The difficulty there is when you are buying models that are no longer sold in shops. But I absolutely get what you are saying. I looked around at reviews of laptops before buying anything and generally notebook check tends to be the best website I have seen, very comprehensive. But even so different people often have wildly different opinions on certain products and you never can guarantee that opinions haven't been compromised. Since its an enterprise laptop that originally retailed for over £1300 I would hope for it to be fairly well put together, but you can never really know. User reviews tend to be pretty good for it too, but the average user tends to be a moron so that only counts for so much I would concur though that the budget segment of the market tends to be pretty naff. My sisters laptop was pretty much dead after 2 years, most people would have probably ditched it at that point, but we were able to figure out that the hinge design on that laptop was not so kind to cables and got a replacement cable off amazon for not a lot of money. I wouldn't be surprised if the cable snipping hinge was a 'feature' of the laptop though.
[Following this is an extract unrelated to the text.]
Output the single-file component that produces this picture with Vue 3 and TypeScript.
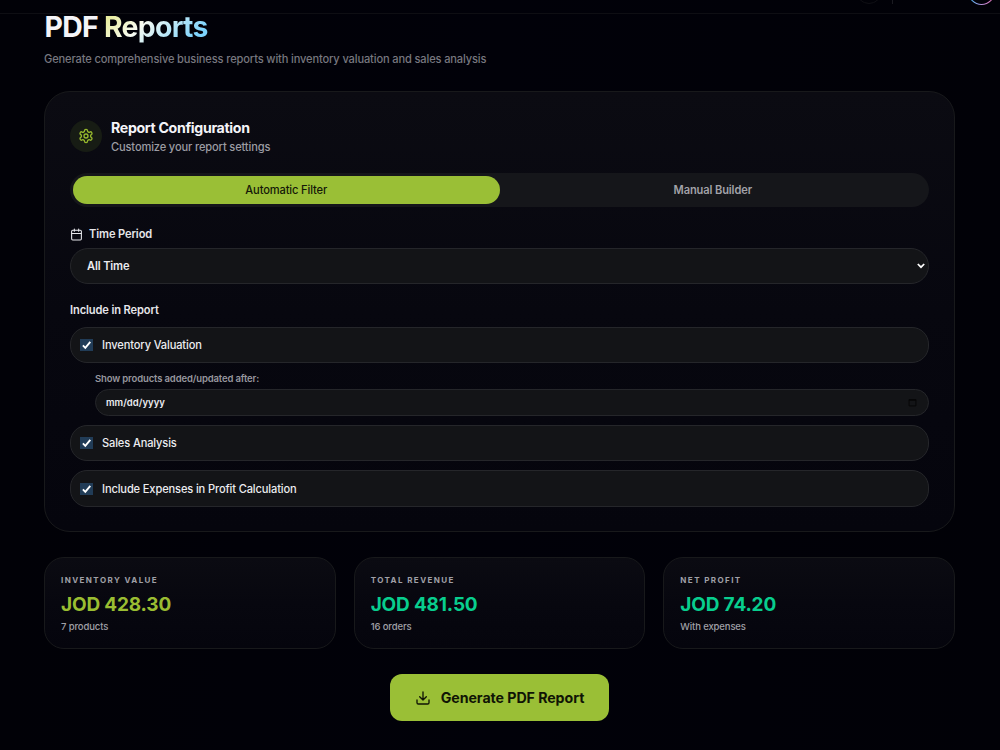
<script setup lang="ts">
import { ref } from 'vue'

interface Stat {
  label: string
  value: string
  note: string
  tone: 'lime' | 'green'
}

const mode = ref<'auto' | 'manual'>('auto')
const inventory = ref(true)
const sales = ref(true)
const expenses = ref(true)

const stats: Stat[] = [
  { label: 'Inventory Value', value: 'JOD 428.30', note: '7 products', tone: 'lime' },
  { label: 'Total Revenue', value: 'JOD 481.50', note: '16 orders', tone: 'green' },
  { label: 'Net Profit', value: 'JOD 74.20', note: 'With expenses', tone: 'green' },
]
</script>

<template>
  <div class="page">
    <header class="topbar">
      <span class="ghost"></span>
      <span class="divider"></span>
      <span class="avatar"></span>
    </header>

    <main class="content">
      <h1 class="title">PDF <span class="grad">Reports</span></h1>
      <p class="subtitle">Generate comprehensive business reports with inventory valuation and sales analysis</p>

      <section class="card config">
        <div class="card-head">
          <span class="gear">
            <svg viewBox="0 0 24 24" width="16" height="16" fill="none" stroke="currentColor" stroke-width="2" stroke-linecap="round" stroke-linejoin="round">
              <path d="M12.22 2h-.44a2 2 0 0 0-2 2v.18a2 2 0 0 1-1 1.73l-.43.25a2 2 0 0 1-2 0l-.15-.08a2 2 0 0 0-2.73.73l-.22.38a2 2 0 0 0 .73 2.73l.15.1a2 2 0 0 1 1 1.72v.51a2 2 0 0 1-1 1.74l-.15.09a2 2 0 0 0-.73 2.73l.22.38a2 2 0 0 0 2.73.73l.15-.08a2 2 0 0 1 2 0l.43.25a2 2 0 0 1 1 1.73V20a2 2 0 0 0 2 2h.44a2 2 0 0 0 2-2v-.18a2 2 0 0 1 1-1.73l.43-.25a2 2 0 0 1 2 0l.15.08a2 2 0 0 0 2.73-.73l.22-.39a2 2 0 0 0-.73-2.73l-.15-.08a2 2 0 0 1-1-1.74v-.5a2 2 0 0 1 1-1.74l.15-.09a2 2 0 0 0 .73-2.73l-.22-.38a2 2 0 0 0-2.73-.73l-.15.08a2 2 0 0 1-2 0l-.43-.25a2 2 0 0 1-1-1.73V4a2 2 0 0 0-2-2z" />
              <circle cx="12" cy="12" r="3" />
            </svg>
          </span>
          <div>
            <h2 class="head-title">Report Configuration</h2>
            <p class="head-sub">Customize your report settings</p>
          </div>
        </div>

        <div class="tabs">
          <button class="tab" :class="{ active: mode === 'auto' }" @click="mode = 'auto'">Automatic Filter</button>
          <button class="tab" :class="{ active: mode === 'manual' }" @click="mode = 'manual'">Manual Builder</button>
        </div>

        <div class="label period">
          <svg viewBox="0 0 24 24" width="13" height="13" fill="none" stroke="currentColor" stroke-width="2" stroke-linecap="round" stroke-linejoin="round">
            <rect x="3" y="4" width="18" height="18" rx="2" />
            <path d="M16 2v4M8 2v4M3 10h18" />
          </svg>
          <span>Time Period</span>
        </div>
        <div class="field select">
          <span>All Time</span>
          <svg viewBox="0 0 8 6" width="8" height="6" fill="none" stroke="#fff" stroke-width="1.7">
            <path d="M0.8 1 4 4.2 7.2 1" />
          </svg>
        </div>

        <div class="label include">Include in Report</div>
        <label class="field option" @click="inventory = !inventory">
          <span class="check"><svg v-if="inventory" viewBox="0 0 12 12" width="13" height="12"><path d="M2.4 6.4 4.8 8.8 9.8 2.9" /></svg></span>
          <span>Inventory Valuation</span>
        </label>
        <div class="nested">
          <div class="nested-label">Show products added/updated after:</div>
          <div class="field date">
            <span>mm/dd/yyyy</span>
            <svg viewBox="0 0 10 10" width="9" height="9" fill="none" stroke="#060607" stroke-width="1.1">
              <path d="M1.2 2h7.6v6.8H1.2z" /><path d="M1 2.2h8" stroke-width="1.6" />
            </svg>
          </div>
        </div>
        <label class="field option" @click="sales = !sales">
          <span class="check"><svg v-if="sales" viewBox="0 0 12 12" width="13" height="12"><path d="M2.4 6.4 4.8 8.8 9.8 2.9" /></svg></span>
          <span>Sales Analysis</span>
        </label>
        <label class="field option last" @click="expenses = !expenses">
          <span class="check"><svg v-if="expenses" viewBox="0 0 12 12" width="13" height="12"><path d="M2.4 6.4 4.8 8.8 9.8 2.9" /></svg></span>
          <span>Include Expenses in Profit Calculation</span>
        </label>
      </section>

      <section class="stats">
        <div v-for="s in stats" :key="s.label" class="card stat">
          <div class="stat-label">{{ s.label }}</div>
          <div class="stat-value" :class="s.tone">{{ s.value }}</div>
          <div class="stat-note">{{ s.note }}</div>
        </div>
      </section>

      <button class="generate">
        <svg viewBox="0 0 24 24" width="16" height="16" fill="none" stroke="currentColor" stroke-width="2" stroke-linecap="round" stroke-linejoin="round">
          <path d="M21 15v4a2 2 0 0 1-2 2H5a2 2 0 0 1-2-2v-4M7 10l5 5 5-5M12 15V3" />
        </svg>
        <span>Generate PDF Report</span>
      </button>
    </main>
  </div>
</template>

<style>
body {
  background: #010108;
  overflow: hidden;
}
</style>

<style scoped>
* {
  box-sizing: border-box;
}

.page {
  height: 750px;
  overflow: hidden;
  background: linear-gradient(90deg, #010107, #010109 50%, #010107);
  color: #f4f4f8;
  font-family: Inter, "Liberation Sans", sans-serif;
}

.topbar {
  position: relative;
  height: 14px;
  border-bottom: 1px solid #0e0e13;
  overflow: hidden;
}

.ghost,
.divider,
.avatar {
  position: absolute;
}

.ghost {
  left: 856px;
  top: -22px;
  width: 26px;
  height: 26px;
  border: 1px solid #101015;
  border-radius: 50%;
}

.divider {
  left: 892px;
  top: 0;
  width: 1px;
  height: 4px;
  background: #1b1b21;
}

.avatar {
  left: 968px;
  top: -22px;
  width: 27px;
  height: 27px;
  border-radius: 50%;
  background: linear-gradient(#010108, #010108) padding-box, linear-gradient(90deg, #38bdf8, #b590d8 50%, #e86bb0) border-box;
  border: 1px solid transparent;
}

.content {
  padding: 0 45px 0 44px;
}

h1,
h2,
p {
  margin: 0;
}

.title {
  height: 36px;
  margin-top: -5px;
  padding-left: 0.5px;
  font-size: 28.4px;
  line-height: 36px;
  font-weight: 700;
  letter-spacing: -0.71px;
}

.grad {
  display: inline-block;
  background: linear-gradient(135deg, #e9eda0 10%, #f8fbf2 38%, #7dd3fc 85%);
  background-clip: text;
  -webkit-background-clip: text;
  color: transparent;
}

.subtitle {
  height: 18px;
  margin-top: 5px;
  font-size: 11.1px;
  line-height: 18px;
  font-weight: 500;
  letter-spacing: -0.142px;
  color: #77777f;
}

.card {
  background: linear-gradient(180deg, #0b0b12, #07070f 50%, #05050d);
  border: 1px solid #18191b;
  box-shadow: inset 0 0 16px rgba(255, 255, 255, 0.012);
}

.config {
  height: 441px;
  margin-top: 23px;
  padding: 28px 25px 0;
  border-radius: 26px;
}

.card-head {
  display: flex;
  gap: 9px;
  height: 32px;
}

.gear {
  display: grid;
  place-items: center;
  width: 32px;
  height: 32px;
  border-radius: 50%;
  background: #171c14;
  color: #96b82d;
}

.head-title {
  margin-top: -2px;
  font-size: 14.2px;
  line-height: 20px;
  font-weight: 700;
  letter-spacing: -0.35px;
}

.head-sub {
  font-size: 11.1px;
  line-height: 18px;
  font-weight: 500;
  letter-spacing: -0.142px;
  color: #9c9ca3;
}

.tabs {
  display: flex;
  height: 34px;
  margin-top: 21px;
  padding: 3px;
  border-radius: 17px;
  background: #15161a;
}

.tab {
  flex: 1;
  height: 28px;
  padding: 1px 0 0;
  border: 0;
  border-radius: 14px;
  background: transparent;
  color: #a2a2a8;
  font: 600 11.1px/27px Inter, "Liberation Sans", sans-serif;
  letter-spacing: -0.12px;
}

.tab.active {
  background: #9abf36;
  color: #141808;
  font-weight: 500;
}

.label {
  font-size: 11.1px;
  line-height: 16px;
  font-weight: 600;
  letter-spacing: -0.11px;
  color: #e6e6ea;
}

.period {
  display: flex;
  align-items: center;
  gap: 6px;
  margin-top: 19px;
}

.field {
  display: flex;
  align-items: center;
  border: 1px solid #25262a;
  background: #131417;
  font-size: 11.1px;
  font-weight: 500;
  letter-spacing: -0.135px;
  color: #ececf0;
}

.select {
  justify-content: space-between;
  height: 36px;
  margin-top: 6px;
  padding: 0 3px 0 16px;
  border-radius: 18px;
  font-weight: 600;
}

.include {
  margin-top: 18px;
}

.option {
  height: 36px;
  margin-top: 9px;
  padding-left: 9px;
  gap: 9px;
  border-radius: 17px;
}

.check {
  display: block;
  width: 13px;
  height: 12px;
  background: #213c57;
}

.check svg {
  display: block;
  fill: none;
  stroke: #fff;
  stroke-width: 1.9;
}

.nested {
  padding-left: 25px;
  margin-top: 9px;
}

.nested-label {
  font-size: 9.5px;
  line-height: 14px;
  font-weight: 600;
  letter-spacing: -0.135px;
  color: #97979e;
}

.date {
  justify-content: space-between;
  height: 27px;
  margin-top: 3px;
  padding: 0 11px 0 10px;
  border-radius: 13.5px;
  font-size: 9.5px;
  font-weight: 600;
  letter-spacing: 0.04px;
}

.last {
  height: 37px;
  margin-top: 9px;
}

.stats {
  display: grid;
  grid-template-columns: repeat(3, 1fr);
  gap: 18px;
  margin-top: 25px;
}

.stat {
  height: 92px;
  padding: 16px 16px 0;
  border-radius: 20px;
}

.stat-label {
  font-size: 8px;
  line-height: 12px;
  font-weight: 700;
  letter-spacing: 1.42px;
  text-transform: uppercase;
  color: #a0a0a7;
}

.stat-value {
  margin-top: 6px;
  font-size: 19px;
  line-height: 26px;
  font-weight: 700;
  letter-spacing: -0.17px;
}

.lime {
  color: #9abd32;
}

.green {
  color: #08ce8e;
}

.stat-note {
  margin-top: 3px;
  font-size: 9.5px;
  line-height: 12px;
  font-weight: 500;
  letter-spacing: -0.12px;
  color: #a0a0a7;
}

.generate {
  display: flex;
  align-items: center;
  justify-content: center;
  gap: 10px;
  width: 219px;
  height: 47px;
  margin: 25px auto 0;
  padding: 0;
  border: 0;
  border-radius: 12px;
  background: #9abf36;
  color: #101405;
  font: 700 14.2px/20px Inter, "Liberation Sans", sans-serif;
  letter-spacing: -0.06px;
}
</style>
Yup, my experience is with a Pentium N3530. Bay-Trail, 4 core/4thread, runs at 2.16 GHz. It's basically a superclocked version of your chip. Clockspeed definately wakes Bay-Trail up. It's paired with 4 gigs of ram, which is usable for most people (but not for me). I once had to render a 3000 frame Blender animation with it. Yea, that took 6 hours, 2 and a half if I disabled the reflections. I wouldn't normally complain, as my first laptop had a Pentium M, but I got screwed out of $500 for it. Only because I didn't realize at the time that Bay-Trail was more than purely for the Atom line. Oh well, my current Latitude E6430 will stick around for a while. It's faster than my ancient MacBook Pro, mops the floor with the Pentium-based HP15, and cost me a measly $180 (minus the SSD I put in it).